The name Lidia Soto-Harmon might not ring a bell with many. But in the nation’s capital, the CEO of the Girl Scout Council chapter that serves Washington, D.C., and adjacent areas is known among thousands of American girls whose lives she has impacted.

Among them, young Latinas and girls with disabilities who may not have always naturally gravitated to the organization known as a piece of Americana.

It’s also crucial for the Girl Scouts to diversify to survive. As the U.S. Hispanic population grows into the new majority, the organization has a responsibility to increase the number of niñas in their fold, Soto-Harmon told VOXXI in an interview last week.

“One of the biggest challenges we have is, how can we keep growing? There is no doubt in my heart that we have to figure out how we are going to help mothers of girls growing up in this country to get involved and learn the values and practices they should follow so their daughters can be fully integrated in the United States and can excel in their education,” Soto-Harmon said.

The organization has been implementing programs to promote more Hispanic participation, including recruiting college students as volunteers to serve as troop leaders and providing financial aid to their girls to make their programs more accessible.

“We know that Latinas have the highest high school dropout numbers, the highest number of suicide attempts… this means that young Latinas are suffering,” Soto-Harmon told VOXXI. “And one of the ways that we can help is to involve them in organizations like the Girl Scouts. That’s our biggest challenge. How to bring those families and show them that by being part of this organization, they’ll have a better future.”

The Girl Scout Council CEO with some girls at the Department of Justice in Washington, during Womens Day. (Courtesy)

She knows where they are coming from because she has been there.

“My story is the story of every immigrant in this country,” Soto-Harmon said.

Born in the United States to Cuban parents, Soto-Harmon was raised in Ecuador and El Salvador. “I came back [to the U.S.] when I was 15 years old… The plan was to return to Cuba, eventually. But that could never be, so we came back to the United States.”

Now the mother to a teenage son and daughter, Soto-Harmon said the fact that she was raised in Latin America had a big impact on her, and it made her recognize the responsibility we all have to create an inclusive and open society. In fact, that was her main goal when she took the reins as CEO — to make the Girl Scouts more inclusive, especially when it comes to Latinas and girls with disabilities.

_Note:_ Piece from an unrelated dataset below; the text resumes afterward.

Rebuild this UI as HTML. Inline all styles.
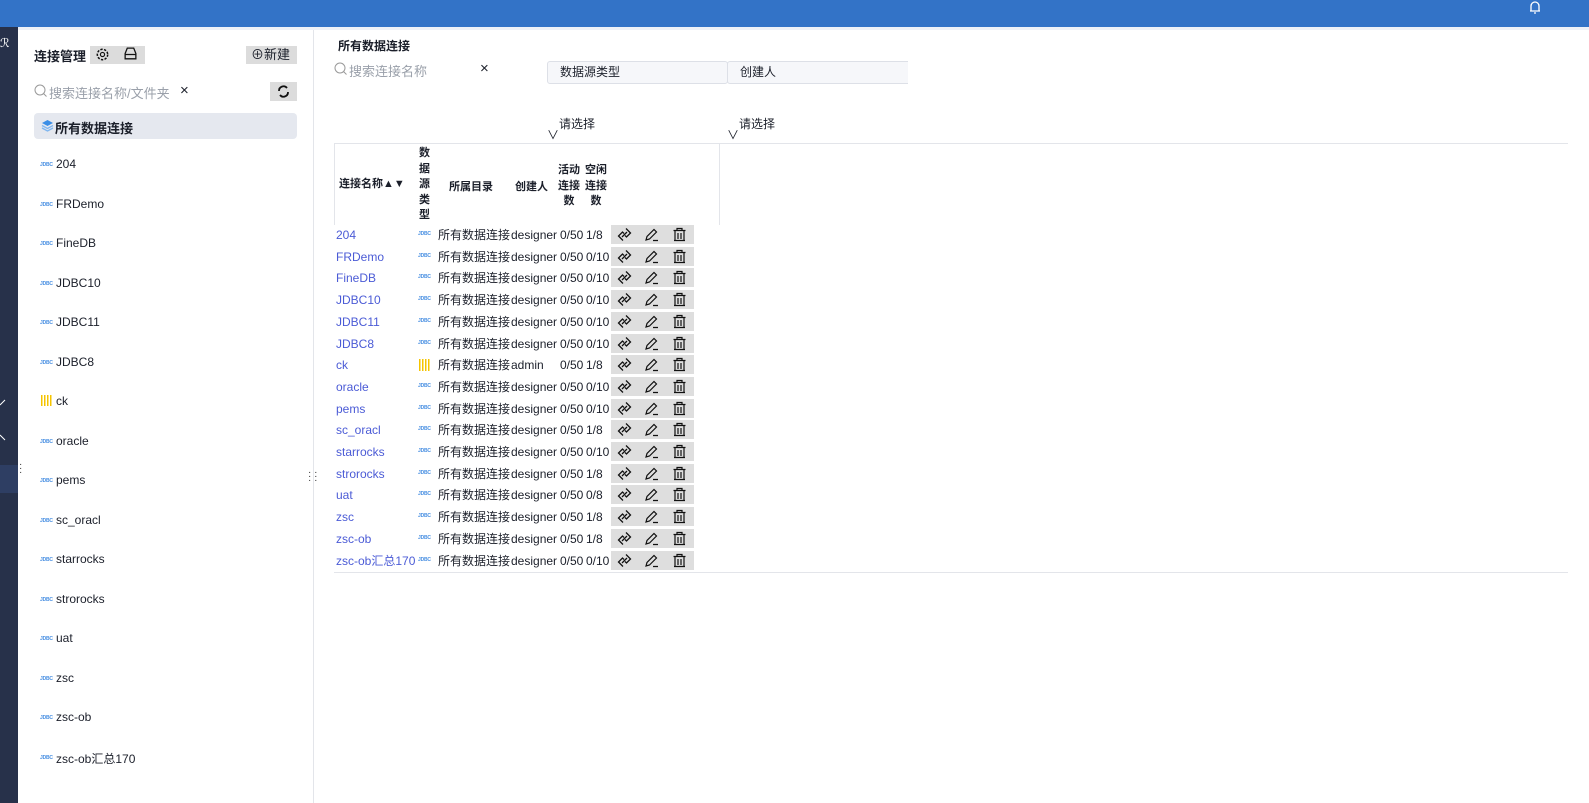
<!DOCTYPE html>
<html><head><meta charset="utf-8"><style>
*{margin:0;padding:0;box-sizing:border-box}
body{width:1589px;height:803px;position:relative;overflow:hidden;background:#fff;font-family:"Liberation Sans","Noto Sans CJK SC",sans-serif;font-size:12px;color:#1b1f2a}
.a{position:absolute;white-space:nowrap}
.j{position:absolute;font-size:5px;font-weight:bold;color:#4a90e2;letter-spacing:-0.2px}
.r{position:absolute;left:0;height:22px;line-height:22px;width:720px}
.lk{color:#4b5bd6}
.act{position:absolute;left:611px;width:83px;height:19px;top:1px;background:#dedede}
.act svg{position:absolute;top:2px}
</style></head><body>
<div class="a" style="left:0;top:0;width:1589px;height:27px;background:#3373c7"></div>
<svg class="a" style="left:1528px;top:0" width="14" height="14" viewBox="0 0 14 14"><path d="M3 11V6a4 4 0 0 1 8 0v5zM2 11h10M6 13h2" stroke="#fff" fill="none" stroke-width="1.3"/></svg>
<div class="a" style="left:0;top:27px;width:18px;height:776px;background:#27314a"></div>
<div class="a" style="left:0;top:465px;width:18px;height:28px;background:#2e3e63"></div>
<div class="a" style="left:0;top:36px;color:#fff;font-size:12px">ℛ</div>
<svg class="a" style="left:0;top:395px" width="8" height="50"><path d="M0 10L5 5M0 40L5 45" stroke="#fff"/></svg>
<div class="a" style="left:18px;top:27px;width:1571px;height:3px;background:#eef1f8"></div>
<div class="a" style="left:313px;top:30px;width:1px;height:773px;background:#e3e5ea"></div>
<div class="a" style="left:19px;top:463px;font-size:10px;line-height:4px;color:#333">·<br>·<br>·</div>
<div class="a" style="left:308px;top:471px;font-size:10px;line-height:4px;color:#333">· ·<br>· ·<br>· ·</div>

<div class="a" style="left:34px;top:46px;font-size:13px;font-weight:bold">连接管理</div>
<div class="a" style="left:90px;top:46px;width:55px;height:18px;background:#dcdcdc"></div>
<svg class="a" style="left:95px;top:47px" width="15" height="15" viewBox="0 0 13 13"><circle cx="6.5" cy="6.5" r="4.5" stroke="#111" fill="none" stroke-width="1.3" stroke-dasharray="2 1.2"/><circle cx="6.5" cy="6.5" r="1.8" stroke="#111" fill="none"/></svg>
<svg class="a" style="left:123px;top:47px" width="15" height="14" viewBox="0 0 14 13"><path d="M2 6L4 1h6l2 5v5H2zM2 7h10" stroke="#111" fill="none" stroke-width="1.2"/></svg>
<div class="a" style="left:246px;top:46px;width:51px;height:18px;background:#dcdcdc;font-size:13px;line-height:18px;padding-left:5px">⊕新建</div>
<svg class="a" style="left:34px;top:84px" width="14" height="14"><circle cx="6" cy="6" r="5" stroke="#999" fill="none"/><path d="M9.5 9.5l3 3" stroke="#999"/></svg>
<div class="a" style="left:49px;top:83px;color:#9aa0aa;font-size:13px">搜索连接名称/文件夹</div>
<div class="a" style="left:180px;top:82px;font-size:15px">×</div>
<div class="a" style="left:270px;top:82px;width:27px;height:19px;background:#dcdcdc"></div>
<svg class="a" style="left:276px;top:84px" width="15" height="15" viewBox="0 0 15 15"><path d="M3 7a4.5 4.5 0 0 1 8-3M12 8a4.5 4.5 0 0 1-8 3" stroke="#111" fill="none" stroke-width="1.8"/></svg>
<div class="a" style="left:34px;top:113px;width:263px;height:26px;background:#e5e8ef;border-radius:4px"></div>
<svg class="a" style="left:41px;top:119px" width="13" height="13" viewBox="0 0 13 13"><path d="M6.5 1L12 4 6.5 7 1 4z" fill="#3a8ee6"/><path d="M1 6.5l5.5 3 5.5-3M1 9l5.5 3 5.5-3" stroke="#7fb6f0" fill="none" stroke-width="1.3"/></svg>
<div class="a" style="left:55px;top:118px;font-size:13px;font-weight:bold">所有数据连接</div>

<div class="j" style="left:40px;top:162px">JDBC</div><div class="a" style="left:56px;top:157px">204</div>
<div class="j" style="left:40px;top:202px">JDBC</div><div class="a" style="left:56px;top:197px">FRDemo</div>
<div class="j" style="left:40px;top:241px">JDBC</div><div class="a" style="left:56px;top:236px">FineDB</div>
<div class="j" style="left:40px;top:281px">JDBC</div><div class="a" style="left:56px;top:276px">JDBC10</div>
<div class="j" style="left:40px;top:320px">JDBC</div><div class="a" style="left:56px;top:315px">JDBC11</div>
<div class="j" style="left:40px;top:360px">JDBC</div><div class="a" style="left:56px;top:355px">JDBC8</div>
<div class="a" style="left:41px;top:395px;width:11px;height:11px;background:repeating-linear-gradient(90deg,#f5c400 0 1.5px,transparent 1.5px 3px)"></div><div class="a" style="left:56px;top:394px">ck</div>
<div class="j" style="left:40px;top:439px">JDBC</div><div class="a" style="left:56px;top:434px">oracle</div>
<div class="j" style="left:40px;top:478px">JDBC</div><div class="a" style="left:56px;top:473px">pems</div>
<div class="j" style="left:40px;top:518px">JDBC</div><div class="a" style="left:56px;top:513px">sc_oracl</div>
<div class="j" style="left:40px;top:557px">JDBC</div><div class="a" style="left:56px;top:552px">starrocks</div>
<div class="j" style="left:40px;top:597px">JDBC</div><div class="a" style="left:56px;top:592px">strorocks</div>
<div class="j" style="left:40px;top:636px">JDBC</div><div class="a" style="left:56px;top:631px">uat</div>
<div class="j" style="left:40px;top:676px">JDBC</div><div class="a" style="left:56px;top:671px">zsc</div>
<div class="j" style="left:40px;top:715px">JDBC</div><div class="a" style="left:56px;top:710px">zsc-ob</div>
<div class="j" style="left:40px;top:755px">JDBC</div><div class="a" style="left:56px;top:750px">zsc-ob汇总170</div>

<div class="a" style="left:338px;top:37px;font-weight:bold;font-size:12px">所有数据连接</div>
<svg class="a" style="left:334px;top:62px" width="14" height="14"><circle cx="6" cy="6" r="5" stroke="#999" fill="none"/><path d="M9.5 9.5l3 3" stroke="#999"/></svg>
<div class="a" style="left:349px;top:61px;color:#9aa0aa;font-size:13px">搜索连接名称</div>
<div class="a" style="left:480px;top:60px;font-size:15px">×</div>
<div class="a" style="left:547px;top:61px;width:181px;height:23px;background:#f6f7fa;border:1px solid #dde0e7;border-radius:3px;padding-left:12px;line-height:21px">数据源类型</div>
<div class="a" style="left:727px;top:61px;width:181px;height:23px;background:#f6f7fa;border:1px solid #dde0e7;border-right:none;border-radius:3px 0 0 3px;padding-left:12px;line-height:21px">创建人</div>
<div class="a" style="left:559px;top:115px">请选择</div><div class="a" style="left:547px;top:126px">∨</div>
<div class="a" style="left:739px;top:115px">请选择</div><div class="a" style="left:727px;top:126px">∨</div>

<div class="a" style="left:334px;top:143px;width:1234px;height:430px;border-top:1px solid #e3e5ea;border-bottom:1px solid #e3e5ea"></div>
<div class="a" style="left:334px;top:143px;width:386px;height:82px;border-left:1px solid #e3e5ea;border-right:1px solid #e3e5ea"></div>
<div class="a" style="left:339px;top:175px;font-weight:bold;font-size:11px">连接名称▲▼</div>
<div class="a" style="left:419px;top:146px;font-weight:bold;font-size:11px;line-height:15.5px">数<br>据<br>源<br>类<br>型</div>
<div class="a" style="left:449px;top:178px;font-weight:bold;font-size:11px">所属目录</div>
<div class="a" style="left:515px;top:178px;font-weight:bold;font-size:11px">创建人</div>
<div class="a" style="left:558px;top:163px;font-weight:bold;font-size:11px;line-height:15.5px;text-align:center">活动<br>连接<br>数</div>
<div class="a" style="left:585px;top:163px;font-weight:bold;font-size:11px;line-height:15.5px;text-align:center">空闲<br>连接<br>数</div>

<div id="rows" class="a" style="left:334px;top:224px;width:720px;height:350px">
<svg width="0" height="0" style="position:absolute"><defs>
<g id="l"><path d="M9 1.5l4.5 4.5-4 4-1.5-1.5M6 13.5L1.5 9l4-4 1.5 1.5M5 10l5-5" stroke="#111" fill="none" stroke-width="1.3"/></g>
<g id="p"><path d="M2 13l1-3.5 7-7 2.5 2.5-7 7zM9 13.5h5" stroke="#111" fill="none" stroke-width="1.2"/></g>
<g id="t"><path d="M1.5 3.5h12M5 3.5V1.5h5v2M3 3.5v10h9v-10M6 6v6M9 6v6M2 13.5h11" stroke="#111" fill="none" stroke-width="1.2"/></g>
</defs></svg>
</div>
<script>
var d=[["204","designer","1/8"],["FRDemo","designer","0/10"],["FineDB","designer","0/10"],["JDBC10","designer","0/10"],["JDBC11","designer","0/10"],["JDBC8","designer","0/10"],["ck","admin","1/8"],["oracle","designer","0/10"],["pems","designer","0/10"],["sc_oracl","designer","1/8"],["starrocks","designer","0/10"],["strorocks","designer","1/8"],["uat","designer","0/8"],["zsc","designer","1/8"],["zsc-ob","designer","1/8"],["zsc-ob汇总170","designer","0/10"]];
var h="";d.forEach(function(r,i){var t=i*21.7;var ic=r[0]=="ck"?'<div class="a" style="left:85px;top:5px;width:12px;height:12px;background:repeating-linear-gradient(90deg,#f5c400 0 1.5px,transparent 1.5px 3px)"></div>':'<div class="j" style="left:84px;top:-1px">JDBC</div>';
h+='<div class="r" style="top:'+t+'px"><span class="a lk" style="left:2px">'+r[0]+'</span>'+ic+'<span class="a" style="left:104px">所有数据连接</span><span class="a" style="left:177px">'+r[1]+'</span><span class="a" style="left:226px">0/50</span><span class="a" style="left:252px">'+r[2]+'</span><div class="act" style="left:277px"><svg style="left:6px" width="16" height="16"><use href="#l"/></svg><svg style="left:33px" width="16" height="16"><use href="#p"/></svg><svg style="left:61px" width="16" height="16"><use href="#t"/></svg></div></div>';});
document.getElementById("rows").insertAdjacentHTML("beforeend",h);
</script>
</body></html>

“For me, one of the biggest challenges has been looking for ways to include, in an organization like the Girl Scouts, girls that perhaps because they have some sort of disability, or they come from low-income families, or they speak another language have not been able to be a part of the organization,” Soto-Harmon said.

Although she wasn’t a Girl Scout when she grew up, Soto-Harmon said she has always been a Girl Scout at heart. She joined the organization as chief operating officer of the Girl Scout Council of the Nation’s Capital in 2004, and her passion for her job is palpable.

Over the years, the executive has held positions in both the public and the private sector. Before she joined the Girl Scouts, Soto-Harmon worked for First Book, a national children’s literacy organization dedicated to getting new books into the hands of children from low-income families. There, she held the position of senior vice president for community development. She also served as the deputy director for the President’s Interagency Council on Women, chaired by then U.S, Secretary of State Madeleine Albright, where she represented the United States at United Nations’ conferences.

In addition, Soto-Harmon serves as a Board Member for the Tahirih Justice Center, an
organization that helps immigrant and refugee women seek protection from international human rights abuses.

“In my career, in all the jobs that I’ve had, I have always looked for ways to change the world,” Soto-Harmon said. And her current position with the Girl Scouts as CEO, which she has had for almost two years, has not been much different.

“Right now, as an executive with the Girl Scouts, this is where I have held the position where I’ve had the biggest impact on so many people, so many girls,” Soto-Harmon said. “I feel very fulfilled in the sense that the leadership really comes from a place where one tries to help other people. I think this is what causes, in myself, this feeling where I can’t wait to get up in the morning and get to work,” she said, laughing.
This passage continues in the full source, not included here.